Molecular Dynamics simulations of Al-Ti metallic alloy melts using a transferable machine-learning potential

TL;DR

This study uses machine-learning-enhanced molecular dynamics to accurately simulate the structural and dynamical properties of Al-Ti liquid alloys, aligning well with experimental data despite the potential being trained on solid properties.

Contribution

It demonstrates the effectiveness of a transferable machine-learning potential in modeling liquid metallic alloys, extending its applicability beyond solid-state properties.

Findings

Good agreement with experimental data for liquid properties

Weak chemical-ordering effects in Al-Ti alloys

Successful disentangling of local packing and chemical ordering

Abstract

We investigate the structural and dynamical properties of binary aluminum-titanium liquid metallic alloys, as a function of temperature and composition.

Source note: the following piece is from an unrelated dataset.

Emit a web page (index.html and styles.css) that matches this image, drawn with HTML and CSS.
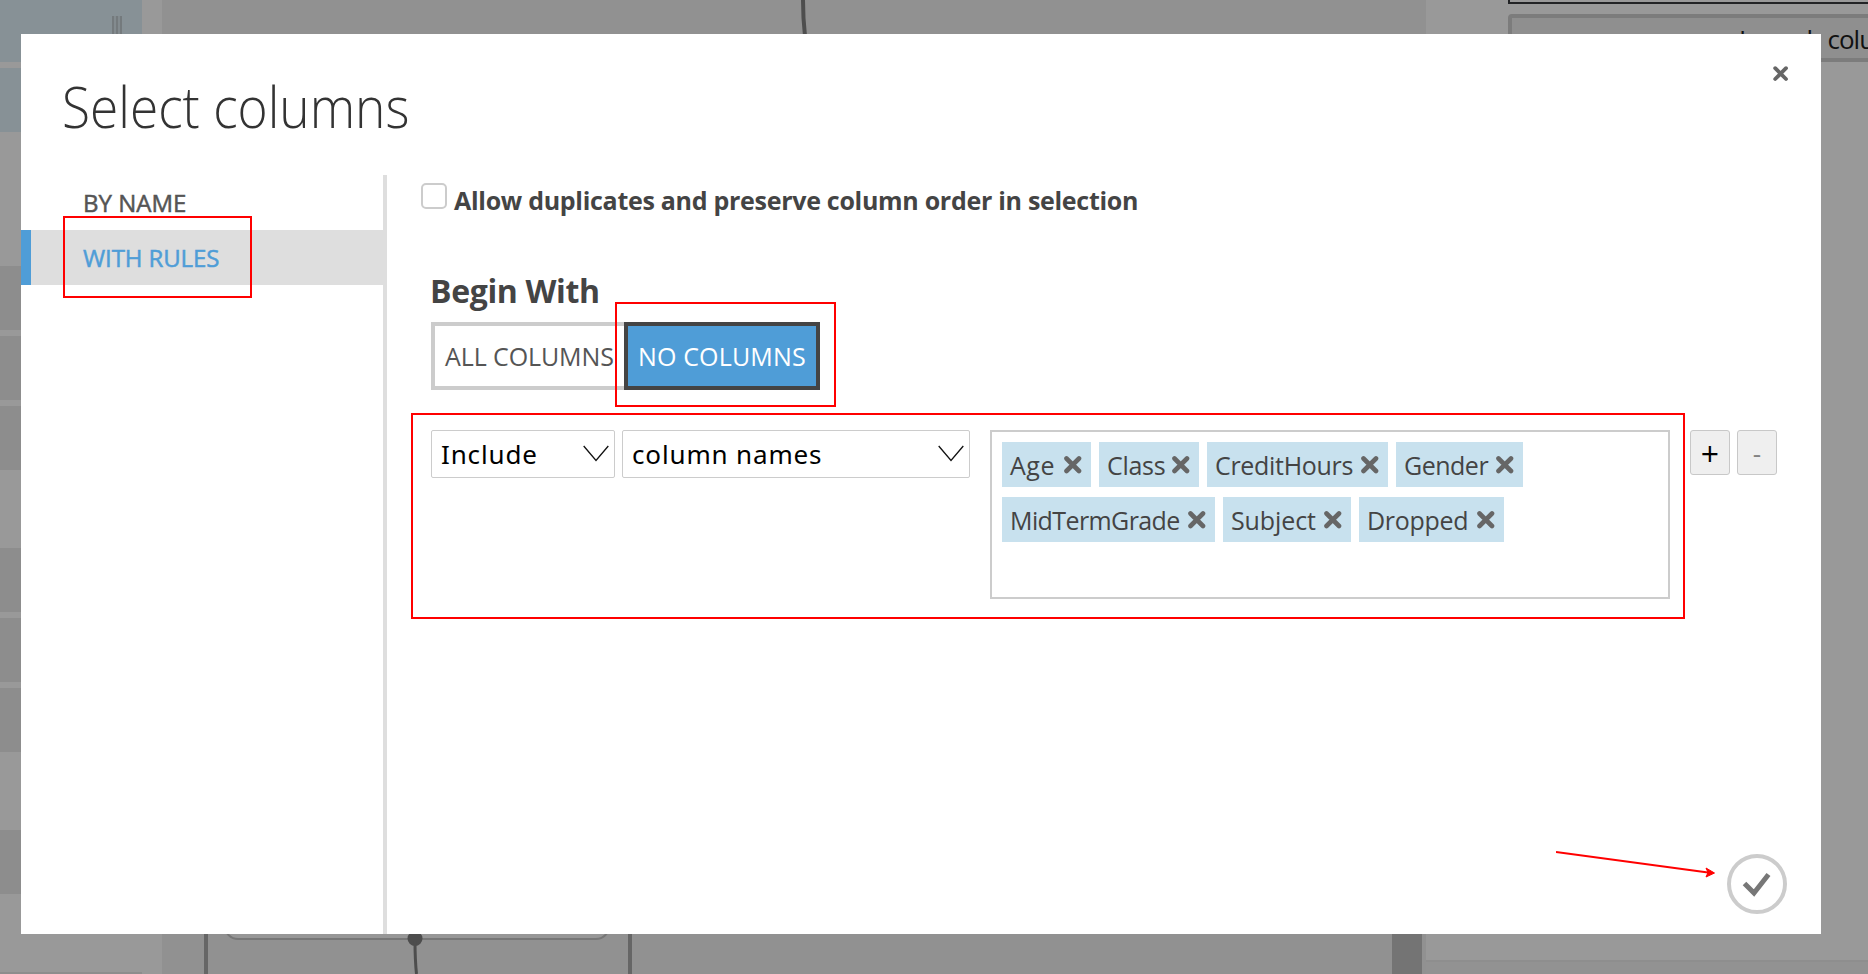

We make use of MD-simulations, using a transferable machine-learning potential developed by Song et al. [Nature Communications 15, 10208 (2024)], and compare our results to experimental data. Although this potential was initially trained on solid properties, we find good agreement between the experimental data and the simulation results for the liquid state. The excess volume and compositional changes of the structure are captured well by the machine-learned potential. The simulation allows to disentangle local packing from chemical-ordering effects; the latter are found to be weak in Al-Ti. Dynamical quantities like the viscosity and the diffusion coefficients are also discussed.